In fact, last year the pension fund invested heavily in the emerging markets. Slyngstad says: “In 2009 we were busy awarding specific country mandates, particularly in the emerging markets.

“We have numerous new mandates in diverse places in the world. Some of the new markets we have moved into include Brazil, China, Turkey, Poland, Indonesia, Malaysia and Thailand.”

These mandates were awarded to external managers and it looks like other fund managers may be in with a chance of getting a piece of the pie, as Slyngstad says: “This [awarding specific country mandates] is a strategy we’re going to continue going forward with.”

Currently, 12% of the fund is managed by external managers and, as Slyngstad points out, it’s no small fry. “Twelve per cent of the fund is more than $50bn (€36.6bn) so it’s a significant amount already,” he says, but adds: “It’s on the path to increase in the years going forward… we have a programme to continue to fund more managers and also the existing managers with more assets.”

NBIM manages most of the assets belonging to the pension fund. The Dutch pension fund giants PGGM and ABP, who also managed a large proportion of the funds’ assets, split out their asset management capabilities in an effort to sell their expertise on to other investors.

Wondering whether NBIM would follow the Dutch example and consider branching out to offer asset management services to third parties is no drastic stretch of the imagination. But Slyngstad refutes the possibility of this ever happening. He says: “We only manage our own funds. Offering asset management services to any client beyond the Norwegian pension fund is out of the question.”

However, this does not mean that the firm is not aiming for growth. He says: “We are continuing to build the organisation into a more global fund management organisation.

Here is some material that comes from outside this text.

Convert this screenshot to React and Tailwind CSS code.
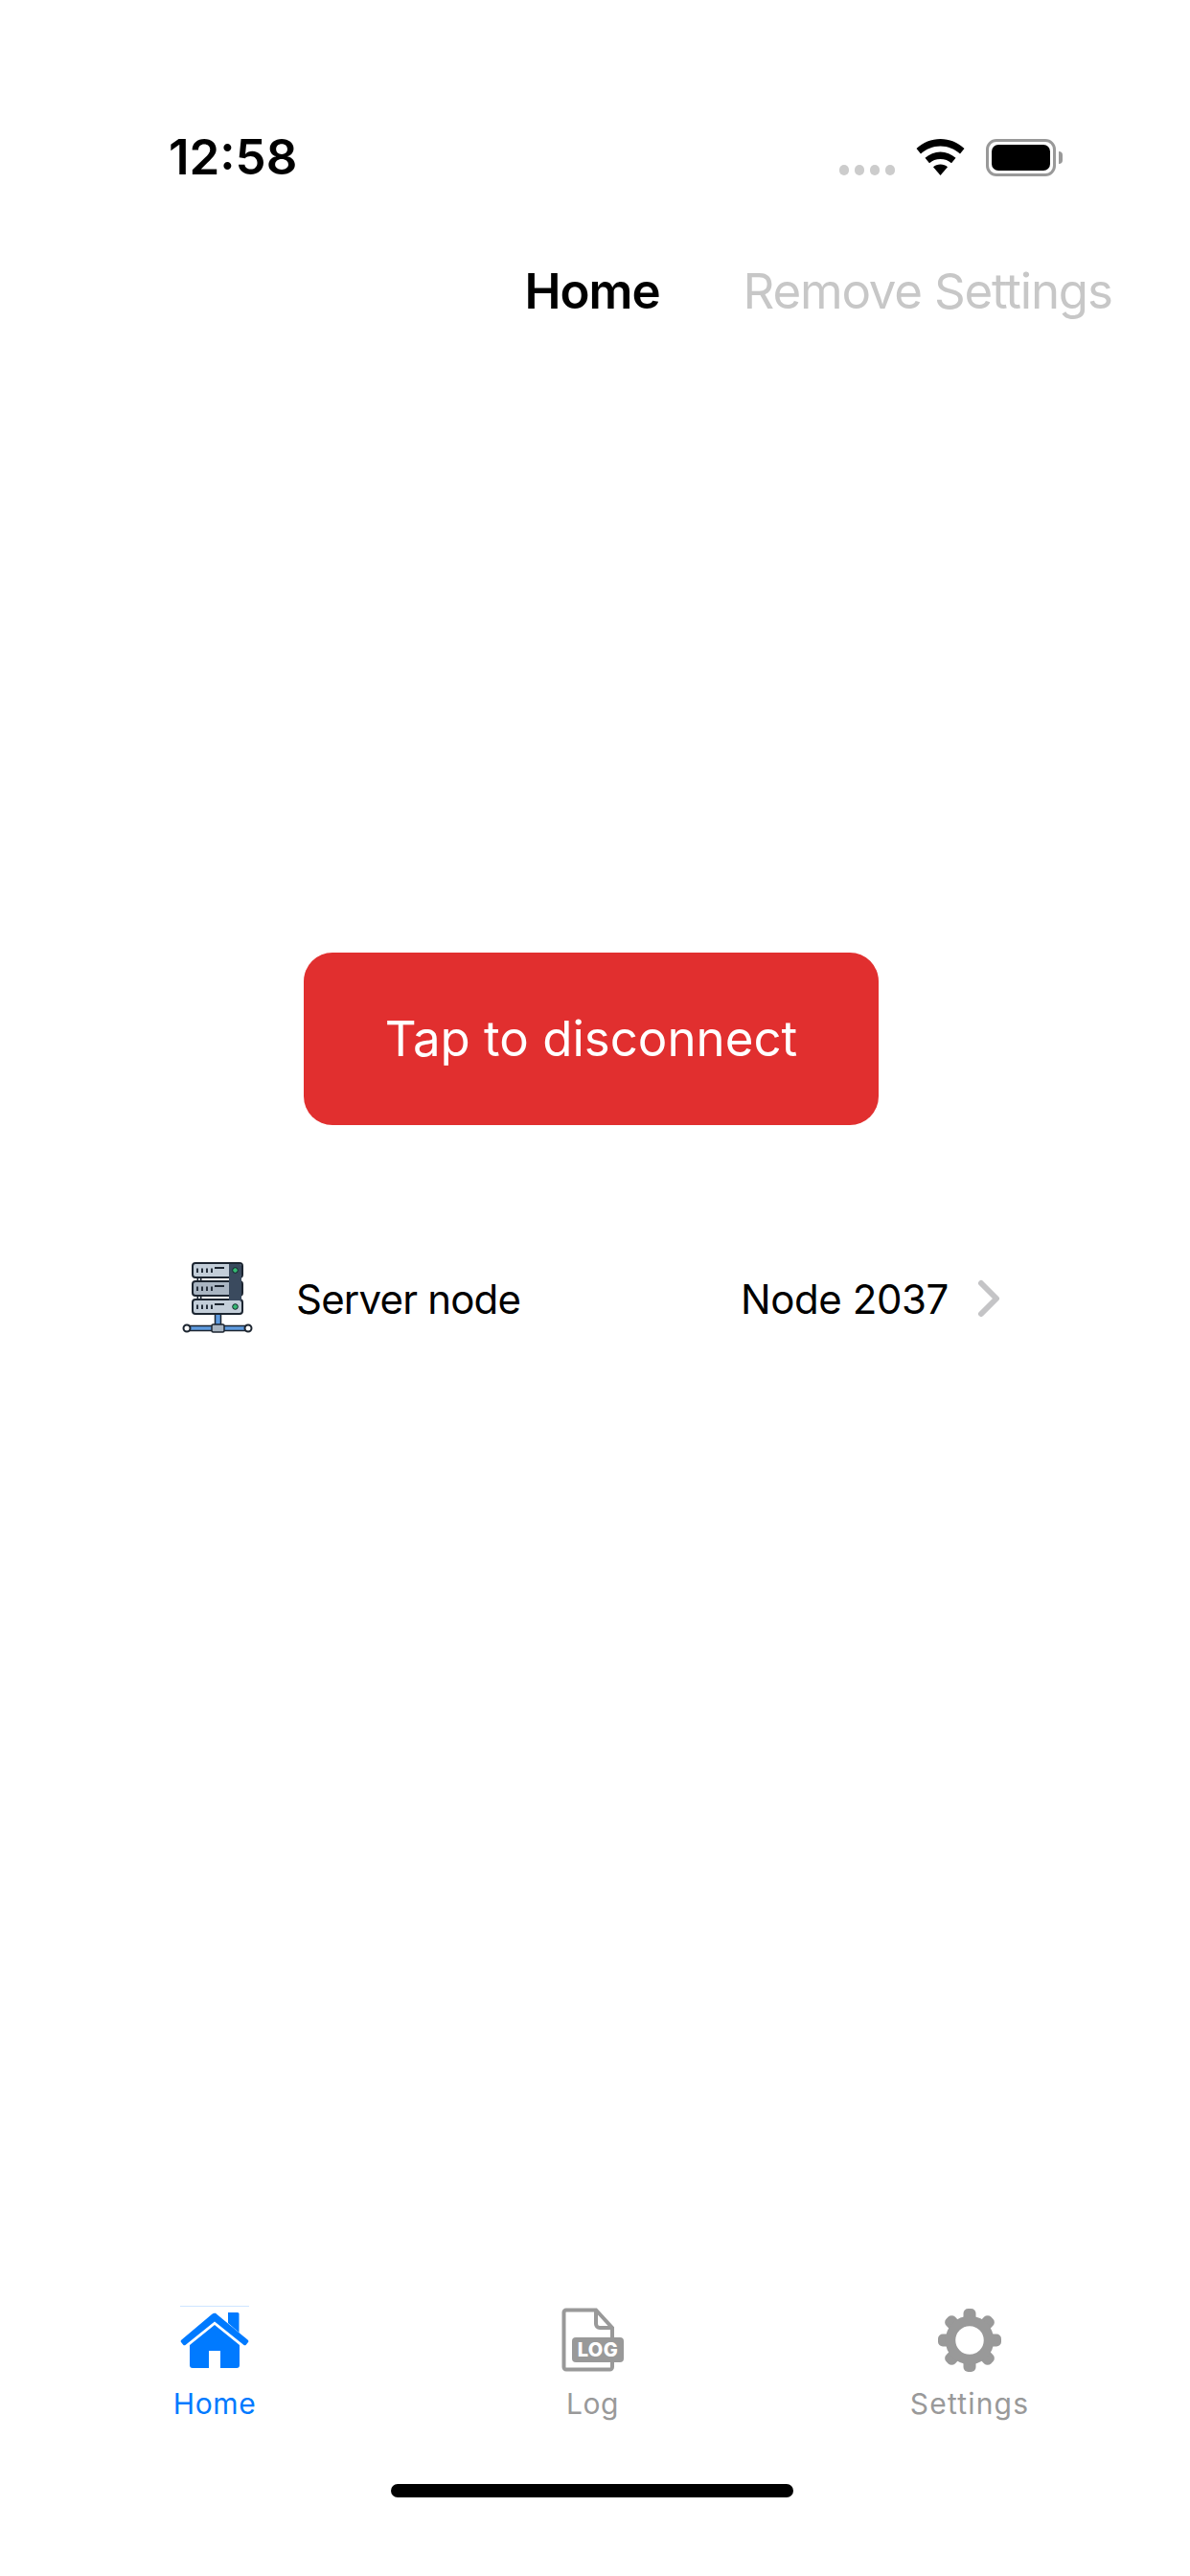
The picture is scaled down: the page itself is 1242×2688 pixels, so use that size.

We’re recruiting people in London, New York and Shanghai to this end.”

In 2009, NBIM recruited 51 new employees from eight different countries. In the most recent annual report regarding the management of the pension fund, the firm says: “In response to a broader fund management mandate, NBIM restructured its organisation in 2009, focusing on increased specialisation, delegation and global expertise.”

Structural change
NBIM made substantial changes to its organisation in 2008. A number of functions that were previously separate for equity and fixed income management were integrated, risk management was significantly strengthened and fixed income management was restructured.

Slyngstad says: “We recruited and put in place a new leader group effective from October 2009 and half of that leader group was recruited externally and from the international markets.”

Five of the new senior management team’s nine members were recruited to NBIM in 2009 and key functions such as compliance and risk management are represented on the team.  In its annual report NBIM says: “We have made a clear distinction between departments responsible for investment decisions and departments responsible for operational and compliance functions.”

So, much like most of the asset management industry at large, NBIM used 2009 to concentrate on itself and its core purpose, that is to effectively manage the second largest pension fund in the world. Questioned whether the firm plans to increase outsourcing in an effort to further focus on its core strengths, it seems this has already been done.

Slyngstad says: “We’ve already outsourced a huge part of our business. We have an external back office provider and most of our IT, both development and infrastructure and also on the real estate side, quite a bit of the administration function around that is outsourced. These arrangements are not going to change materially in 2010.”

Earlier this year, a report was published questioning the fund’s and NBIM’s use of active management. The report was issued upon a request by the ministry of finance for the pension fund to evaluate the use of active management after the fund posted a 23.3% loss at the end of 2008, the worst results in its history.

Although the report was not brimming with compliments about active management, the professors commissioned to draw up the report said active management had not hurt the fund’s return.

In a letter to the ministry, written together with NBIM executive board chairman Svein Gjedrem, Slyngstad defends the use of active management. He says: “A passive, uninformed approach to operational decisions is an alternative without a sound theoretical or practical justification. Direct costs would be somewhat lower with this approach than with the current model. However, we would not be able to match the return on the benchmark portfolio. As a result, Norges Bank cannot recommend a passive strategy for the management of the fund.”

It looks like he is having the last laugh, at least for now. The latest annual report shows that the pension fund generated a record return of 25.6% in 2009. Not only was this a complete turnaround from the bleak performance of the previous year, but the fund also beat the benchmark by 4.1%.